Your objective:
Leaving out every picture, quote the data below exactly as it appears.

Collected data:
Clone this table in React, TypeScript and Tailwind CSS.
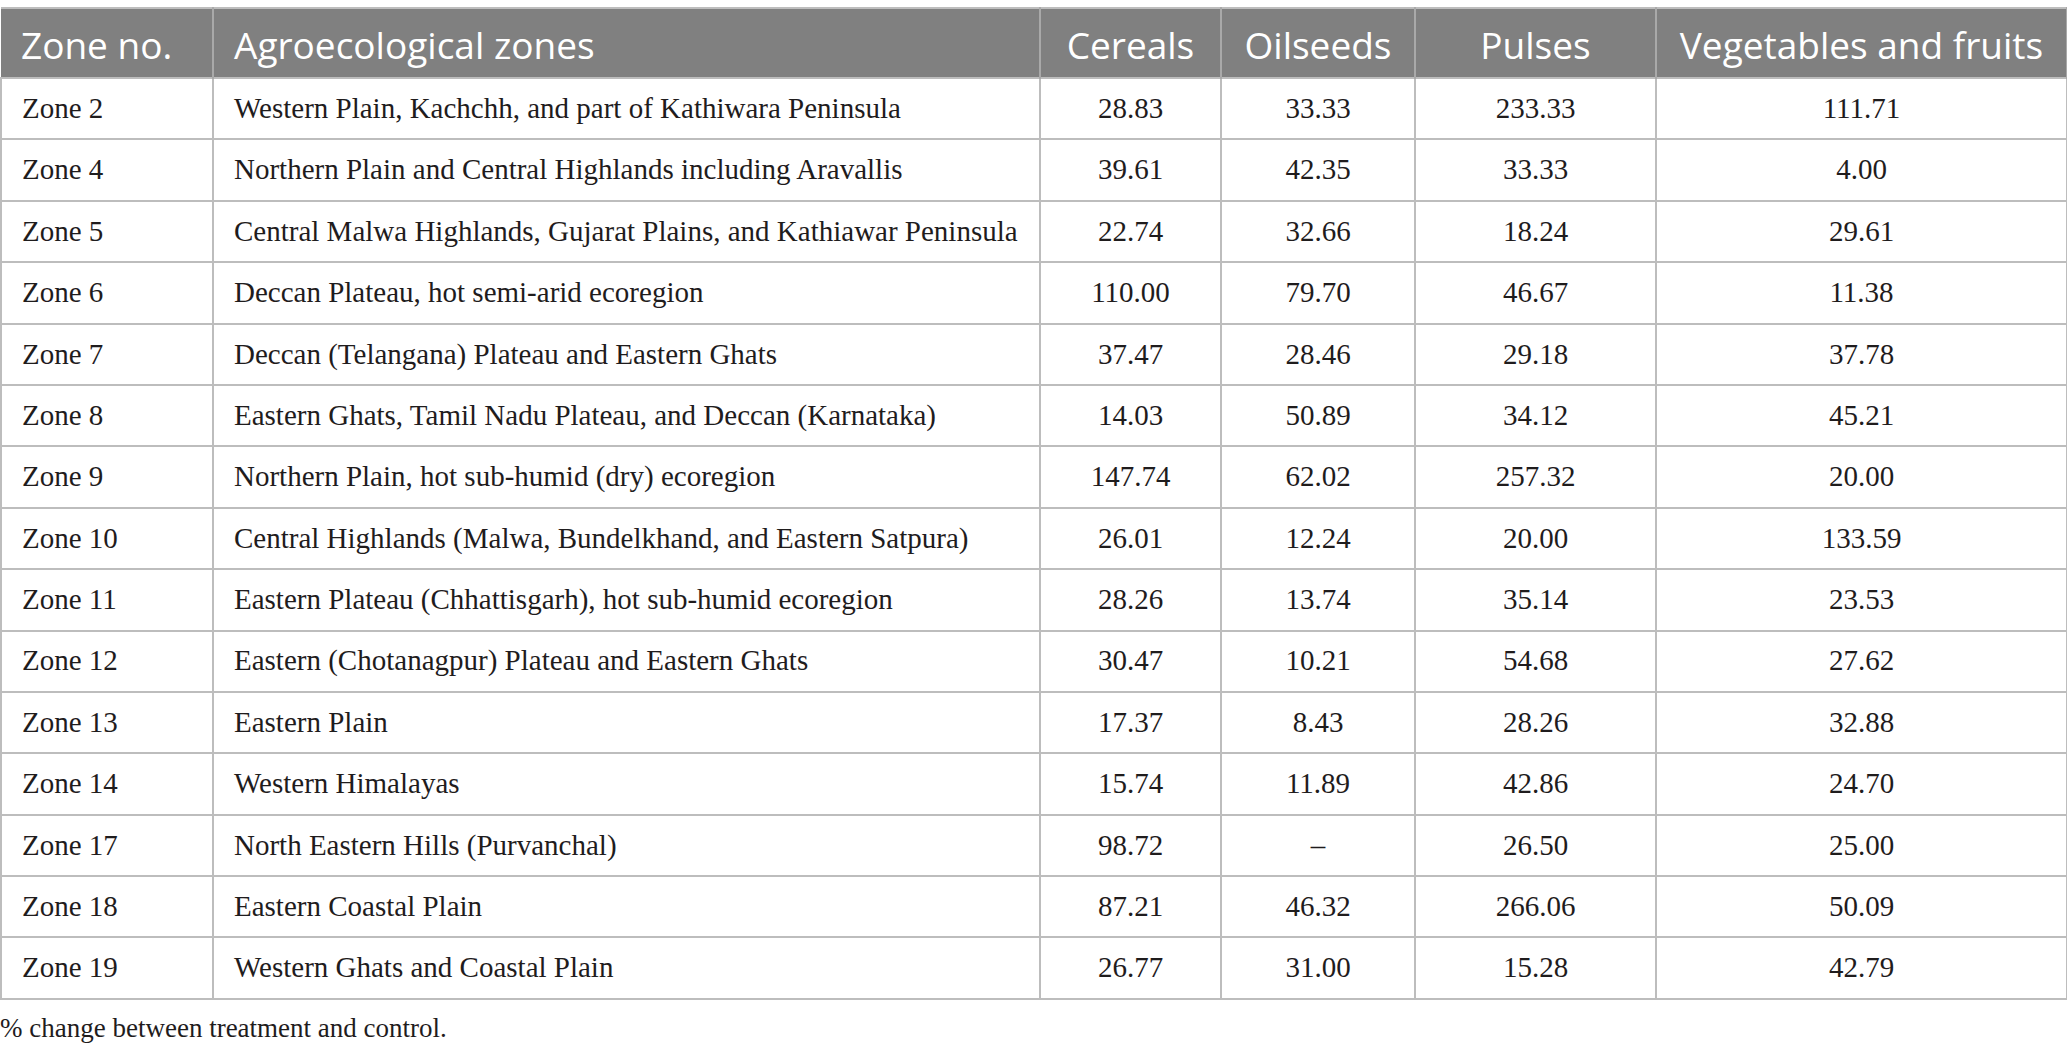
import React from 'react';

type Row = {
  zone: string;
  name: string;
  cereals: string;
  oilseeds: string;
  pulses: string;
  veg: string;
};

const rows: Row[] = [
  { zone: 'Zone 2', name: 'Western Plain, Kachchh, and part of Kathiwara Peninsula', cereals: '28.83', oilseeds: '33.33', pulses: '233.33', veg: '111.71' },
  { zone: 'Zone 4', name: 'Northern Plain and Central Highlands including Aravallis', cereals: '39.61', oilseeds: '42.35', pulses: '33.33', veg: '4.00' },
  { zone: 'Zone 5', name: 'Central Malwa Highlands, Gujarat Plains, and Kathiawar Peninsula', cereals: '22.74', oilseeds: '32.66', pulses: '18.24', veg: '29.61' },
  { zone: 'Zone 6', name: 'Deccan Plateau, hot semi-arid ecoregion', cereals: '110.00', oilseeds: '79.70', pulses: '46.67', veg: '11.38' },
  { zone: 'Zone 7', name: 'Deccan (Telangana) Plateau and Eastern Ghats', cereals: '37.47', oilseeds: '28.46', pulses: '29.18', veg: '37.78' },
  { zone: 'Zone 8', name: 'Eastern Ghats, Tamil Nadu Plateau, and Deccan (Karnataka)', cereals: '14.03', oilseeds: '50.89', pulses: '34.12', veg: '45.21' },
  { zone: 'Zone 9', name: 'Northern Plain, hot sub-humid (dry) ecoregion', cereals: '147.74', oilseeds: '62.02', pulses: '257.32', veg: '20.00' },
  { zone: 'Zone 10', name: 'Central Highlands (Malwa, Bundelkhand, and Eastern Satpura)', cereals: '26.01', oilseeds: '12.24', pulses: '20.00', veg: '133.59' },
  { zone: 'Zone 11', name: 'Eastern Plateau (Chhattisgarh), hot sub-humid ecoregion', cereals: '28.26', oilseeds: '13.74', pulses: '35.14', veg: '23.53' },
  { zone: 'Zone 12', name: 'Eastern (Chotanagpur) Plateau and Eastern Ghats', cereals: '30.47', oilseeds: '10.21', pulses: '54.68', veg: '27.62' },
  { zone: 'Zone 13', name: 'Eastern Plain', cereals: '17.37', oilseeds: '8.43', pulses: '28.26', veg: '32.88' },
  { zone: 'Zone 14', name: 'Western Himalayas', cereals: '15.74', oilseeds: '11.89', pulses: '42.86', veg: '24.70' },
  { zone: 'Zone 17', name: 'North Eastern Hills (Purvanchal)', cereals: '98.72', oilseeds: '–', pulses: '26.50', veg: '25.00' },
  { zone: 'Zone 18', name: 'Eastern Coastal Plain', cereals: '87.21', oilseeds: '46.32', pulses: '266.06', veg: '50.09' },
  { zone: 'Zone 19', name: 'Western Ghats and Coastal Plain', cereals: '26.77', oilseeds: '31.00', pulses: '15.28', veg: '42.79' },
];

const th = "border-x-2 border-[#a9a9a9] font-['Open_Sans',sans-serif] font-normal text-white text-[37px] leading-none whitespace-nowrap pt-[3px]";
const td = "border-2 border-[#bdbdbd] font-['Liberation_Serif',serif] text-[29px] text-[#1f1c1d] whitespace-nowrap";

export default function App() {
  return (
    <div className="min-h-screen bg-white pt-[7px] font-['Liberation_Serif',serif]">
      <table className="table-fixed border-collapse w-[2066px]">
        <colgroup>
          <col className="w-[212px]" />
          <col className="w-[827px]" />
          <col className="w-[181px]" />
          <col className="w-[194px]" />
          <col className="w-[241px]" />
          <col className="w-[411px]" />
        </colgroup>
        <thead>
          <tr className="h-[70px] bg-[#808080] border-t-2 border-[#bdbdbd]">
            <th className={`${th} text-left pl-[20px] border-l-0`}>Zone no.</th>
            <th className={`${th} text-left pl-[20px]`}>Agroecological zones</th>
            <th className={`${th} text-center`}>Cereals</th>
            <th className={`${th} text-center`}>Oilseeds</th>
            <th className={`${th} text-center`}>Pulses</th>
            <th className={`${th} text-center`}>Vegetables and fruits</th>
          </tr>
        </thead>
        <tbody>
          {rows.map((r) => (
            <tr key={r.zone} className="h-[61.4px]">
              <td className={`${td} pl-[20px]`}>{r.zone}</td>
              <td className={`${td} pl-[20px]`}>{r.name}</td>
              <td className={`${td} text-center`}>{r.cereals}</td>
              <td className={`${td} text-center`}>{r.oilseeds}</td>
              <td className={`${td} text-center`}>{r.pulses}</td>
              <td className={`${td} text-center`}>{r.veg}</td>
            </tr>
          ))}
        </tbody>
      </table>
      <p className="mt-[12px] text-[27px] leading-[32px] text-[#1f1c1d] font-['Liberation_Serif',serif]">
        % change between treatment and control.
      </p>
    </div>
  );
}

Written answer:
Clone this table in React, TypeScript and Tailwind CSS.
import React from 'react';

type Row = {
  zone: string;
  name: string;
  cereals: string;
  oilseeds: string;
  pulses: string;
  veg: string;
};

const rows: Row[] = [
  { zone: 'Zone 2', name: 'Western Plain, Kachchh, and part of Kathiwara Peninsula', cereals: '28.83', oilseeds: '33.33', pulses: '233.33', veg: '111.71' },
  { zone: 'Zone 4', name: 'Northern Plain and Central Highlands including Aravallis', cereals: '39.61', oilseeds: '42.35', pulses: '33.33', veg: '4.00' },
  { zone: 'Zone 5', name: 'Central Malwa Highlands, Gujarat Plains, and Kathiawar Peninsula', cereals: '22.74', oilseeds: '32.66', pulses: '18.24', veg: '29.61' },
  { zone: 'Zone 6', name: 'Deccan Plateau, hot semi-arid ecoregion', cereals: '110.00', oilseeds: '79.70', pulses: '46.67', veg: '11.38' },
  { zone: 'Zone 7', name: 'Deccan (Telangana) Plateau and Eastern Ghats', cereals: '37.47', oilseeds: '28.46', pulses: '29.18', veg: '37.78' },
  { zone: 'Zone 8', name: 'Eastern Ghats, Tamil Nadu Plateau, and Deccan (Karnataka)', cereals: '14.03', oilseeds: '50.89', pulses: '34.12', veg: '45.21' },
  { zone: 'Zone 9', name: 'Northern Plain, hot sub-humid (dry) ecoregion', cereals: '147.74', oilseeds: '62.02', pulses: '257.32', veg: '20.00' },
  { zone: 'Zone 10', name: 'Central Highlands (Malwa, Bundelkhand, and Eastern Satpura)', cereals: '26.01', oilseeds: '12.24', pulses: '20.00', veg: '133.59' },
  { zone: 'Zone 11', name: 'Eastern Plateau (Chhattisgarh), hot sub-humid ecoregion', cereals: '28.26', oilseeds: '13.74', pulses: '35.14', veg: '23.53' },
  { zone: 'Zone 12', name: 'Eastern (Chotanagpur) Plateau and Eastern Ghats', cereals: '30.47', oilseeds: '10.21', pulses: '54.68', veg: '27.62' },
  { zone: 'Zone 13', name: 'Eastern Plain', cereals: '17.37', oilseeds: '8.43', pulses: '28.26', veg: '32.88' },
  { zone: 'Zone 14', name: 'Western Himalayas', cereals: '15.74', oilseeds: '11.89', pulses: '42.86', veg: '24.70' },
  { zone: 'Zone 17', name: 'North Eastern Hills (Purvanchal)', cereals: '98.72', oilseeds: '–', pulses: '26.50', veg: '25.00' },
  { zone: 'Zone 18', name: 'Eastern Coastal Plain', cereals: '87.21', oilseeds: '46.32', pulses: '266.06', veg: '50.09' },
  { zone: 'Zone 19', name: 'Western Ghats and Coastal Plain', cereals: '26.77', oilseeds: '31.00', pulses: '15.28', veg: '42.79' },
];

const th = "border-x-2 border-[#a9a9a9] font-['Open_Sans',sans-serif] font-normal text-white text-[37px] leading-none whitespace-nowrap pt-[3px]";
const td = "border-2 border-[#bdbdbd] font-['Liberation_Serif',serif] text-[29px] text-[#1f1c1d] whitespace-nowrap";

export default function App() {
  return (
    <div className="min-h-screen bg-white pt-[7px] font-['Liberation_Serif',serif]">
      <table className="table-fixed border-collapse w-[2066px]">
        <colgroup>
          <col className="w-[212px]" />
          <col className="w-[827px]" />
          <col className="w-[181px]" />
          <col className="w-[194px]" />
          <col className="w-[241px]" />
          <col className="w-[411px]" />
        </colgroup>
        <thead>
          <tr className="h-[70px] bg-[#808080] border-t-2 border-[#bdbdbd]">
            <th className={`${th} text-left pl-[20px] border-l-0`}>Zone no.</th>
            <th className={`${th} text-left pl-[20px]`}>Agroecological zones</th>
            <th className={`${th} text-center`}>Cereals</th>
            <th className={`${th} text-center`}>Oilseeds</th>
            <th className={`${th} text-center`}>Pulses</th>
            <th className={`${th} text-center`}>Vegetables and fruits</th>
          </tr>
        </thead>
        <tbody>
          {rows.map((r) => (
            <tr key={r.zone} className="h-[61.4px]">
              <td className={`${td} pl-[20px]`}>{r.zone}</td>
              <td className={`${td} pl-[20px]`}>{r.name}</td>
              <td className={`${td} text-center`}>{r.cereals}</td>
              <td className={`${td} text-center`}>{r.oilseeds}</td>
              <td className={`${td} text-center`}>{r.pulses}</td>
              <td className={`${td} text-center`}>{r.veg}</td>
            </tr>
          ))}
        </tbody>
      </table>
      <p className="mt-[12px] text-[27px] leading-[32px] text-[#1f1c1d] font-['Liberation_Serif',serif]">
        % change between treatment and control.
      </p>
    </div>
  );
}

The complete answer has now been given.